BY GLOBAL VOICES
This post was written by Derechos Digitales and Global Voices’ Advox and Latin America editors.
The right to anonymity is at risk now more than ever.
As we live more and more of our lives on the Internet and we interact more and more with digital technology, it becomes easier to identify us and collect information about our habits, preferences, opinions, and even about our bodies.
At the same time, a discourse that puts security and anonymity in opposition to one another has forcefully permeated mainstream political narratives, drawing strong associations between anonymity and criminality — it has been portrayed as an enabler of delinquency, terrorism, drug trafficking, child pornography and other extremely serious social ill.
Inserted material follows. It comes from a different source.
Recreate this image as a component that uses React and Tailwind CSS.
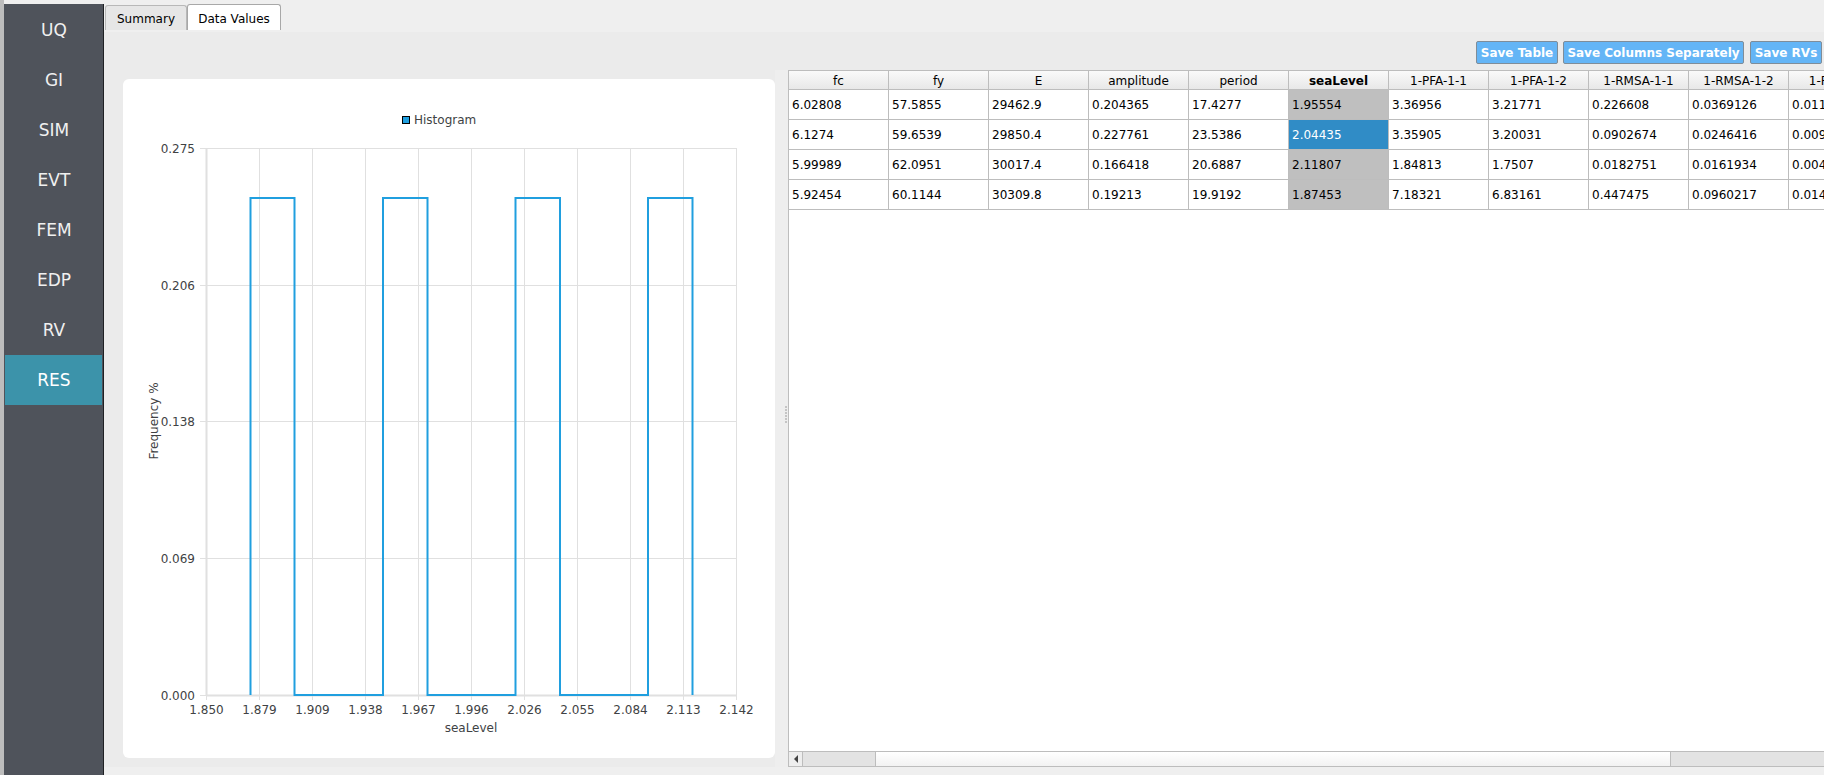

And there have been numerous legal attempts to limit our right to reserve our identity.
In parallel, governments acquire technology capable of spying on citizens more and more frequently, routinely using technical surveillance mechanisms to go beyond the rights authorized by constitutional laws. They argue these activities are necessary to protecting national security.
Anonymity is exceedingly important because it guarantees liberties such as freedom of expression, the right to assemble, the right to social protest, and the right to seek information and help, among others.
Anonymity protects us all. When we are suffering from a medical condition and we want to seek support and advice from other patients without informing our family, employers, or insurance company for economic or work-related reasons or simply because we feel ashamed; when we suffer harassment or violence in the workplace, school, neighborhood, or even in our own home; when we want to report something to the press or the police, but we believe it might be dangerous; or when we want to demand our rights, but we fear retaliation. There are many day-to-day situations where anonymity can help us to make up for power imbalances and exercise our rights.
Anonymity defends us. Let’s defend anonymity.